At the same time, the administration did not enforce of civil rights laws and neutered the Civil Rights Division of the Department of Justice, causing:
- Accelerated school re-segregation, exacerbated by the end of busing, which the administration supported
- Deepened housing segregation
- Predatory lending towards people of color, particularly Black people
- Attacked voting rights for people of color, specifically Black people in swing states
- Partisan gerrymandering unlike any before
And there’s Katrina.
Climate denialism
The administration initially refused to believe that climate change was a) happening or b) human-caused, probably due to its close relationship to the fossil fuel industry. The administration actively suppressed, manipulated, and questioned scientific research that proved the contrary. Bush did admit that climate change was real at the end of his term, but did not act against it in any meaningful way.
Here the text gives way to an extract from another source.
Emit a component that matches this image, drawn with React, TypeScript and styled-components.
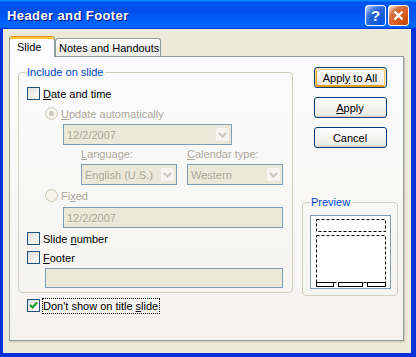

The administration’s eight years of inaction and intransigence caused climate change to accelerate. The planet may never recover; humanity might be doomed.
But aren’t those paintings great?
Bush aides like David Frum encourage us to forget
Yet we’ve chosen to forget all of these disasters. We have short memories, I think, probably on purpose: Americans don’t like to review past failure, much less past evils.
We also like to rehabilitate people who have done awful things. That’s a necessary step if you believe that America is automatically a force for good, and that its leaders are always virtuous and decent.
Warmongering, incompetence, and corruption cannot be part of such a view. This retrospective virtue allowed Richard Nixon and Henry Kissinger to be perceived as wise and good from the 1980s on. The same process is happening with Bush now.
The process works because Bush played the part of president better than Trump does. He outwardly respected the institutions and rules of the republic, even though he was dismantling voting rights and other democratic necessities. He did the ineffable work of “acting presidential.”
Trump, of course, is different. He does not care about the separation of powers, voting rights, due process, or the rule of law. He does not care about his legacy, or the impact of his presidency on anybody else. He wants to get paid and get his rocks off.
But Bush played the part he was supposed to play. He acted, more or less, like every other modern president, so we can think of him that way.
His aides and cronies acted the same way, in contrast to the current circus in the West Wing. Bush’s team said they loved democracy—especially if it was created from the barrel of a gun, as in Iraq.
Bush’s former speechwriter, David Frum, is the best example of this bait and switch, the sly rehabilitation of his boss’s legacy. In January 2017, Frum wrote a much-discussed cover feature for for the Atlantic. In it, and since, Frum has styled himself as a defender of democracy. In his commentary and public appearances, Frum has rightly denounced Trump’s various abuses of power and corrupt practices.
But Frum has used that correct analysis to polish Bush’s record. In a December 2017 piece for the magazine, Frum wrote that:
“The Obama administration’s 2015 [National Security Strategy] addressed in some detail epidemics and climate change. The Bush administration committed the United States to supporting human dignity, opening societies, and supporting the building of democracy. The main lines of the Trump approach jettison these concerns. If McMaster fairly summarized the new approach, the United States will soon formally commit itself to a lonelier and less generous course.” (Emphasis added.)
Frum turns the mass death of the Iraq War into euphemism. He portrays it as a grand, noble experiment gone wrong—look how Trump is acting the fool instead! Isn’t that disgraceful? Pay no attention to the man behind the curtain.
Yes, Trump is a disgrace. But so was George W. Bush.
Don’t let people like David Frum tell you otherwise.